This gave way to street violence between Hutus and Tutsis. Both groups became increasingly radicalized. Extremist Tutsi militias sprung up and the Conseil National de Défense de la Démocratie-Forces de Défense de la Démocratie (CNDD-FDD) formed as an offshoot of FRODEBU. Tutsi politicians demanded greater and greater concessions as the country experienced more ethnic violence. A “genocide by attrition” unfolded as the country descended into an endless series of retaliatory massacres.
A successful 1996 Tutsi military coup extinguished hope of compromise, and the country descended into open war. Burundian Refugees flowed into the Eastern Congo. Among them were FDD rebels that the Burundian Government sought to pacify. The CNDD-FDD was supported by Mobutu and allowed to use the Uvira region as a staging ground. The Congo became an important “rear base” for the rebels fighting the Burundian government. However, the Burundian government was being pressured by the international community to end the war and hold elections.
The RPF saw the Tutsi regime in Burundi as an important ally, and feared that if the United Nations was able to force Burundi into negotiations then a Hutu regime could follow. This regime would be hostile to the interests of Rwanda and friendly with genocidaire forces currently in the Congo. The RPF directly intervened in Burundi in 1995 to participate in anti-guerilla activities. The invasion of the Congo was partially a response to the impending crises and a desire to eliminate the rebel factions as legitimate opponents to the regime.
Rwanda was motivated by several factors. First, the RPF was under threat from the genocidaires that had fled into the Congo. They were actively attempting to rearm, and had the political and financial resources to do so.
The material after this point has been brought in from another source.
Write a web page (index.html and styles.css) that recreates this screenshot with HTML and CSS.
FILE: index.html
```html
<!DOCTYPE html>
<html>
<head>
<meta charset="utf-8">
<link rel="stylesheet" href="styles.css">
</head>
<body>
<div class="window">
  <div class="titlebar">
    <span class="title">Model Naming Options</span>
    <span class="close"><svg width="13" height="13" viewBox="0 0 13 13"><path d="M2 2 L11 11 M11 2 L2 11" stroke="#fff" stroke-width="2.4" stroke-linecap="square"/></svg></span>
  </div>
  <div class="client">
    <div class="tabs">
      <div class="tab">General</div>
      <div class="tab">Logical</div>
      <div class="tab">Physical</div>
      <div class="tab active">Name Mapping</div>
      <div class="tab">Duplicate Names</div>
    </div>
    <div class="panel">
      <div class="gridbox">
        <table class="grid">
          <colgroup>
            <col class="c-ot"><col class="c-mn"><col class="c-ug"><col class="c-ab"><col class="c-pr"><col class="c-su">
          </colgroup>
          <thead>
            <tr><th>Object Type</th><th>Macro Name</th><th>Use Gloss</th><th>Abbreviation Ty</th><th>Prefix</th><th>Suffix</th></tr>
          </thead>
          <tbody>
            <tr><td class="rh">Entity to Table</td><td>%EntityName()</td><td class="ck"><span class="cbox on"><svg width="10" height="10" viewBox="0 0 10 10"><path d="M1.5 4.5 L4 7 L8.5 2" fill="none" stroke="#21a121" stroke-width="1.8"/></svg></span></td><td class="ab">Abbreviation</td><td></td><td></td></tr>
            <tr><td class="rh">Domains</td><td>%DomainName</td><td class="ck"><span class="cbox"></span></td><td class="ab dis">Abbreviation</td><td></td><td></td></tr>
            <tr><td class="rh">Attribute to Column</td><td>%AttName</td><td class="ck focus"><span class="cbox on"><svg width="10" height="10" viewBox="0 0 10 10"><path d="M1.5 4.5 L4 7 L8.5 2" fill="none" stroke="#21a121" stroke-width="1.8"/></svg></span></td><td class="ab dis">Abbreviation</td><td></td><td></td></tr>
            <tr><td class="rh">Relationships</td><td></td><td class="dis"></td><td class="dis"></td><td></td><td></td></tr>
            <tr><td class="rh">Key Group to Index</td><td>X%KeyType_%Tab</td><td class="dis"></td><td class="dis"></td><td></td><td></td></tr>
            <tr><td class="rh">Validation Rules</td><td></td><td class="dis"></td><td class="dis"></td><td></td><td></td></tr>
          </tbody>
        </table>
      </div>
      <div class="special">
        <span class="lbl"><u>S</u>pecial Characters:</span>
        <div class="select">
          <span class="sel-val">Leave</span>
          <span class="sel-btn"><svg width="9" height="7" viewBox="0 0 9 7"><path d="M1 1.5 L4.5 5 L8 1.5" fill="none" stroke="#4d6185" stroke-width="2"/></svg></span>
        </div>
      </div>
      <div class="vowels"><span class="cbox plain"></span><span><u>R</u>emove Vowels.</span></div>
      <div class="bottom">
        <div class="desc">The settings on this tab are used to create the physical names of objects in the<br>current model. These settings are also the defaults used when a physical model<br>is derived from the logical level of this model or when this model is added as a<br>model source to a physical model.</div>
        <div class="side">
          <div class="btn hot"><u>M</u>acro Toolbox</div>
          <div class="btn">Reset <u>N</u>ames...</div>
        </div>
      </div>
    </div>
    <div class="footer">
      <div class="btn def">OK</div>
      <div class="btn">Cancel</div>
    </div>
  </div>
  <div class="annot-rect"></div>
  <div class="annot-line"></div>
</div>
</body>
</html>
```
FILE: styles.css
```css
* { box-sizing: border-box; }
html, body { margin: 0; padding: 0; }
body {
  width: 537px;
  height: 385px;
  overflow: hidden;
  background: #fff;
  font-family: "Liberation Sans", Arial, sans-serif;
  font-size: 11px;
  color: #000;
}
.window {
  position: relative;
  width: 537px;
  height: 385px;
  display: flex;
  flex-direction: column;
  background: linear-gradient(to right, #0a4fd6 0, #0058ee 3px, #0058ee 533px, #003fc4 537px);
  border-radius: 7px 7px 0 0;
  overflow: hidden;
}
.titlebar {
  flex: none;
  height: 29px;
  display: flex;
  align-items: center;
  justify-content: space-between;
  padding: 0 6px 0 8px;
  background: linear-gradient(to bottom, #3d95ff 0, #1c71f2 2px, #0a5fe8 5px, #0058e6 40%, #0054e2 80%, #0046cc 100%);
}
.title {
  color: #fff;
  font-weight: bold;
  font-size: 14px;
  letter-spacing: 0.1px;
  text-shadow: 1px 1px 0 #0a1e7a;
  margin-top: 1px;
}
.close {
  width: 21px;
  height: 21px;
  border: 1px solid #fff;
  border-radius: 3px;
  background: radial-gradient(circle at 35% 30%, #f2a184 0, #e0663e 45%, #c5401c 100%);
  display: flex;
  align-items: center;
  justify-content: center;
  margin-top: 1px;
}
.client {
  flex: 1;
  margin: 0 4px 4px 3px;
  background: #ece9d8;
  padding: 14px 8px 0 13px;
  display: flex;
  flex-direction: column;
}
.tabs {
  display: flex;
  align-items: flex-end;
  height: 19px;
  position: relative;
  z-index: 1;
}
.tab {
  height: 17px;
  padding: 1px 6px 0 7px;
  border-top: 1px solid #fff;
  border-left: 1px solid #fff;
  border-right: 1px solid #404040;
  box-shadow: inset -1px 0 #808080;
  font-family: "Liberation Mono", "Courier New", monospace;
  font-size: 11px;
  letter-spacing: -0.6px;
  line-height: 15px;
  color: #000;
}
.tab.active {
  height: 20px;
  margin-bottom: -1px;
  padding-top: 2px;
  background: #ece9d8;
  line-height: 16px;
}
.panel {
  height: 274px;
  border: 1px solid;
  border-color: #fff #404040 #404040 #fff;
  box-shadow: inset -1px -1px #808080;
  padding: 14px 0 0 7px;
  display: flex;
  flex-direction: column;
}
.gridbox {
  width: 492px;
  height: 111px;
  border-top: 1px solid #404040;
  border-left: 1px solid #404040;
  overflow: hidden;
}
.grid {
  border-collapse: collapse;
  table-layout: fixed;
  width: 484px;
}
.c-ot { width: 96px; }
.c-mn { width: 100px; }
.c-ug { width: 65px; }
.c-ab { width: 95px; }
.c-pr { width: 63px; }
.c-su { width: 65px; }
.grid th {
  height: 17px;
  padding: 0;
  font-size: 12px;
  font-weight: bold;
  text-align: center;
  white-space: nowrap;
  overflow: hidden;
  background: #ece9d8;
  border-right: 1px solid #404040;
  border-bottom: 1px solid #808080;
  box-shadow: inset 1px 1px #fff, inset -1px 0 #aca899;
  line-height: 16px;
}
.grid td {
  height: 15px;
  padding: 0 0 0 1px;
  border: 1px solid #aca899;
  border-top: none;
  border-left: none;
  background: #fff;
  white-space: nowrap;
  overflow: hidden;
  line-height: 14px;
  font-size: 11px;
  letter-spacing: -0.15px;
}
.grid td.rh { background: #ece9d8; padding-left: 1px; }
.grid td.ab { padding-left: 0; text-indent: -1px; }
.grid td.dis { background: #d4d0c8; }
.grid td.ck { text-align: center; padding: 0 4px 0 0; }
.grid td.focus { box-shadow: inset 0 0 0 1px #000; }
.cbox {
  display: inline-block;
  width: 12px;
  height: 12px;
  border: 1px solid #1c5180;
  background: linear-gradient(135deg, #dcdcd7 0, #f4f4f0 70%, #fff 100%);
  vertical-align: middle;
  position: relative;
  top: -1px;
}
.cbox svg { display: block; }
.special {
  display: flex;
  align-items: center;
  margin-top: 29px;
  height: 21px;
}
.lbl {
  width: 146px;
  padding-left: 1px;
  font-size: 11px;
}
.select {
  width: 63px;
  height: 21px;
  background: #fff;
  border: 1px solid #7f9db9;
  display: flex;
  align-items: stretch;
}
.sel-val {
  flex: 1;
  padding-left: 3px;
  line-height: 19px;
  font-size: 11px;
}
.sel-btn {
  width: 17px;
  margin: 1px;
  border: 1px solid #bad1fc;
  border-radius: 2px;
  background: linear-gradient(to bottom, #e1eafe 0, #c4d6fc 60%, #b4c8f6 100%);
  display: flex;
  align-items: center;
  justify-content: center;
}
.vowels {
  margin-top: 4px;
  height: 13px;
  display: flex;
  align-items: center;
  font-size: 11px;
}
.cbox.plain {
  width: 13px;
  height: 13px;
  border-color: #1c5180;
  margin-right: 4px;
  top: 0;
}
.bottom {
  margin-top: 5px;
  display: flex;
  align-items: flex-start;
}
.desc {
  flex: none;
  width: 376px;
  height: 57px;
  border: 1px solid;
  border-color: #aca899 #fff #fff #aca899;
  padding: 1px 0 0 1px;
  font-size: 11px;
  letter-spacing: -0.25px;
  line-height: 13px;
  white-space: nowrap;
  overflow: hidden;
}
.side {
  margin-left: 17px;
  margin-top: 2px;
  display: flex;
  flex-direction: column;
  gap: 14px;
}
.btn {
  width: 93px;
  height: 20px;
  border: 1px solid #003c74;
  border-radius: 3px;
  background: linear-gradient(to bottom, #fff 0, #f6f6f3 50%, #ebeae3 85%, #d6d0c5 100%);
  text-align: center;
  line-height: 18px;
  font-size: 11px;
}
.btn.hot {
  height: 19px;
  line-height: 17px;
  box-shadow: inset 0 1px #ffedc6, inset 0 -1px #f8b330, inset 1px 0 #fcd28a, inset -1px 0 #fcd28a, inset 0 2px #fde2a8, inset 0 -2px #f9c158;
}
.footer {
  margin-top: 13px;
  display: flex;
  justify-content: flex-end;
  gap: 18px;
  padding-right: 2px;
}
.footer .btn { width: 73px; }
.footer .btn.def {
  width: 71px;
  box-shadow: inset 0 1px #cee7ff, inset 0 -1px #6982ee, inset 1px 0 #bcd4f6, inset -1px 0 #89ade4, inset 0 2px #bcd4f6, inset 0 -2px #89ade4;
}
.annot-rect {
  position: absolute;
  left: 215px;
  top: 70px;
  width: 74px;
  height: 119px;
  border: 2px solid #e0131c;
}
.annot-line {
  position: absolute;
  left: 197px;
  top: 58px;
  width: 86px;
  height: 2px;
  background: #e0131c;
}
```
Second, the RPF was driven by the psychological need for justice, which was complicated by a lack of legal infrastructure and a huge number of potential perpetrators. Third, the RPF possessed a peculiar psychology that led them to prefer force as a solution to a broad array of problems. Finally, the deteriorating situation in Burundi, an important all, precipitated the need for intervention in the Congo.
The Angolan Civil War Spills into the Congo
“We are not going to give it up” Jonas Savimbi referring to UNITA controlled diamond fields and mines.
In sharp contrast to Rwanda, Angola is a large country—1,246,000 sq. km—and fighting was not clustered in one region of the country. Furthermore, Angola is much richer than Rwanda, and possesses significant natural resources, primarily oil and diamonds. The oil industry made Angola wealthy as a nation but the wealth remained extremely concentrated: the oil industry only employed 10,000 Angolans but was the primary target of investment. This resource concentration consistently exacerbated inequality. Angola was embroiled in a contentious civil war for more than 25 years. The Movimento Popular de Libertaçao de Angola (MPLA), the ruling party of Angola since 1975, fought against a series of challengers; the Frente Nacional de Libertaçao de Angola (FNLA), an anti-Portuguese and later anti-MPLA rebel group founded in 1961, was initially the dominant opponent, but it was supplanted by UNITA, an anti-MPLA group formed by Jonas Savimbi. All the while the Frente de Libertaçao do Enclave de Cabinda (FLEC), a minor anti-MPLA group and ally of UNITA remained a minor player throughout the War.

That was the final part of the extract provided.